"Situations were left to bleed," the report said.
The festering and lack of leadership caused swimmers to feel alone and without support.
"Swimmers described these Games as the lonely Olympics and the individual Olympics," the report said.
Morale fell as the publicly anticipated flow of gold medals failed to eventuate, with pressure mounting and no plan enacted to cope with the situation.
"As the first week unravelled, the swimmers felt undefended, alone, alienated ... they felt confused and unsupported by their own team in some cases and not supported well enough by SAL (Swimming Australia Ltd), even from the stands."
The report found the "glorification of a few was seen somewhere between embarrassing and irritating to other team members".
"One person said he felt that it was not really about whether you swam your heart out, it was about whether you could sell your heart out," it said.

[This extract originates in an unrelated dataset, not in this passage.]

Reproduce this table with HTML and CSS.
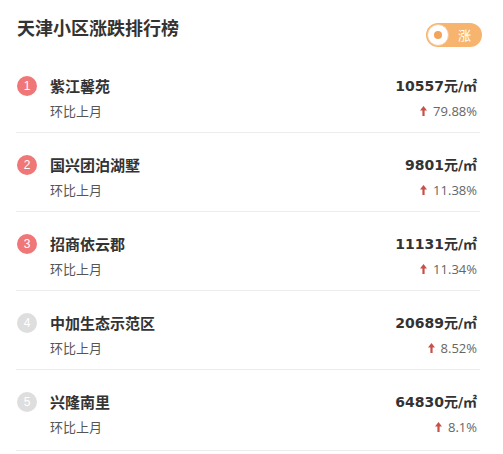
FILE: index.html
```html
<!DOCTYPE html>
<html lang="zh">
<head>
<meta charset="utf-8">
<link rel="stylesheet" href="styles.css">
</head>
<body>
<div class="page">
  <div class="header">
    <h1 class="title">天津小区涨跌排行榜</h1>
    <div class="toggle"><span class="knob"><span class="dot"></span></span><span class="toggle-text">涨</span></div>
  </div>
  <ul class="list">
    <li class="row">
      <div class="left">
        <div class="name-line"><span class="badge hot">1</span><span class="name">紫江馨苑</span></div>
        <div class="sub">环比上月</div>
      </div>
      <div class="right">
        <div class="price">10557元/㎡</div>
        <div class="change"><svg class="arrow" viewBox="0 0 7 10" width="7" height="10"><path d="M3.5 0 L7 4.5 H4.6 V10 H2.4 V4.5 H0 Z"/></svg>79.88%</div>
      </div>
    </li>
    <li class="row">
      <div class="left">
        <div class="name-line"><span class="badge hot">2</span><span class="name">国兴团泊湖墅</span></div>
        <div class="sub">环比上月</div>
      </div>
      <div class="right">
        <div class="price">9801元/㎡</div>
        <div class="change"><svg class="arrow" viewBox="0 0 7 10" width="7" height="10"><path d="M3.5 0 L7 4.5 H4.6 V10 H2.4 V4.5 H0 Z"/></svg>11.38%</div>
      </div>
    </li>
    <li class="row">
      <div class="left">
        <div class="name-line"><span class="badge hot">3</span><span class="name">招商依云郡</span></div>
        <div class="sub">环比上月</div>
      </div>
      <div class="right">
        <div class="price">11131元/㎡</div>
        <div class="change"><svg class="arrow" viewBox="0 0 7 10" width="7" height="10"><path d="M3.5 0 L7 4.5 H4.6 V10 H2.4 V4.5 H0 Z"/></svg>11.34%</div>
      </div>
    </li>
    <li class="row">
      <div class="left">
        <div class="name-line"><span class="badge">4</span><span class="name">中加生态示范区</span></div>
        <div class="sub">环比上月</div>
      </div>
      <div class="right">
        <div class="price">20689元/㎡</div>
        <div class="change"><svg class="arrow" viewBox="0 0 7 10" width="7" height="10"><path d="M3.5 0 L7 4.5 H4.6 V10 H2.4 V4.5 H0 Z"/></svg>8.52%</div>
      </div>
    </li>
    <li class="row">
      <div class="left">
        <div class="name-line"><span class="badge">5</span><span class="name">兴隆南里</span></div>
        <div class="sub">环比上月</div>
      </div>
      <div class="right">
        <div class="price">64830元/㎡</div>
        <div class="change"><svg class="arrow" viewBox="0 0 7 10" width="7" height="10"><path d="M3.5 0 L7 4.5 H4.6 V10 H2.4 V4.5 H0 Z"/></svg>8.1%</div>
      </div>
    </li>
  </ul>
</div>
</body>
</html>
```

FILE: styles.css
```css
* { box-sizing: border-box; }
html, body {
  margin: 0;
  padding: 0;
  background: #ffffff;
}
body {
  font-family: "Noto Sans CJK SC", "Noto Sans", sans-serif;
  color: #333;
}
.page {
  width: 503px;
  height: 454px;
  overflow: hidden;
}
.header {
  display: flex;
  justify-content: space-between;
  align-items: flex-start;
  height: 54px;
  padding: 0 21px 0 17px;
}
.title {
  margin: 0;
  font-size: 18px;
  line-height: 54px;
  font-weight: bold;
  color: #333;
}
.toggle {
  margin-top: 23px;
  width: 56px;
  height: 24px;
  border-radius: 12px;
  background: #f7b46f;
  display: flex;
  align-items: center;
  padding-left: 1px;
}
.knob {
  width: 22px;
  height: 22px;
  border-radius: 50%;
  background: #fff;
  border: 1px solid #f6c79a;
  display: flex;
  align-items: center;
  justify-content: center;
}
.dot {
  width: 8px;
  height: 8px;
  border-radius: 50%;
  background: #f2a35c;
}
.toggle-text {
  margin-left: 9px;
  color: #fff;
  font-size: 13px;
  line-height: 24px;
}
.list {
  list-style: none;
  margin: 0 23px 0 16px;
  padding: 0;
}
.row {
  display: flex;
  justify-content: space-between;
  height: 79px;
  padding: 22px 3px 0 1px;
  border-bottom: 1px solid #ececec;
}
.row:last-child {
  height: 81px;
}
.name-line {
  display: flex;
  align-items: center;
  height: 20px;
}
.badge {
  width: 20px;
  height: 20px;
  border-radius: 50%;
  background: #dedede;
  color: #fff;
  font-family: "Liberation Sans", sans-serif;
  font-size: 12px;
  line-height: 20px;
  text-align: center;
  margin-right: 13px;
}
.badge.hot {
  background: #f07777;
}
.name {
  font-size: 15px;
  font-weight: bold;
  color: #333;
  line-height: 20px;
}
.sub {
  margin-top: 5px;
  margin-left: 33px;
  font-size: 13px;
  line-height: 20px;
  color: #555;
}
.right {
  display: flex;
  flex-direction: column;
  align-items: flex-end;
}
.price {
  font-family: "DejaVu Sans", "Noto Sans CJK SC", sans-serif;
  font-size: 14px;
  font-weight: bold;
  line-height: 20px;
  color: #333;
}
.change {
  margin-top: 5px;
  display: flex;
  align-items: center;
  font-family: "Open Sans", "Noto Sans", sans-serif;
  font-size: 13px;
  line-height: 20px;
  color: #666;
}
.arrow {
  fill: #c8504a;
  margin-right: 6px;
}
```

"Some athletes let their emotion play out as bravado, withdrawal, disinterest and sulking.
"This tension was not nipped in the bud ... indeed it was heightened with scuttlebutt and assumptions and diagnoses of doom from the media and the pool deck."
The report said some older athletes saw the storm brewing and attempted to intervene, but their attempts were seen as being negative and criticising.
Head coach Leigh Nugent and some support staff did not hear about most of the incidents until they returned to Australia.
"Athletes felt disconnected from the head coach, and their sense of duty was localised," the report said.
Australian swimmers won just one gold, six silver and three bronze medals at the London Olympics, the lowest return at the pool since the 1992 Barcelona Games.
The swim team entered London amid claims of schoolboy pranks at a lead-in camp, with allegations that senior members of the men's 4x100m freestyle relay team devised an initiation ritual involving taking the prescription sleeping pill Stillnox on a bonding night.
"There is a dire need to develop and enable leadership throughout swimming," said the report.
And the head coach should also undergo an intensive "coach-the-coach" leadership programme lasting at least three months.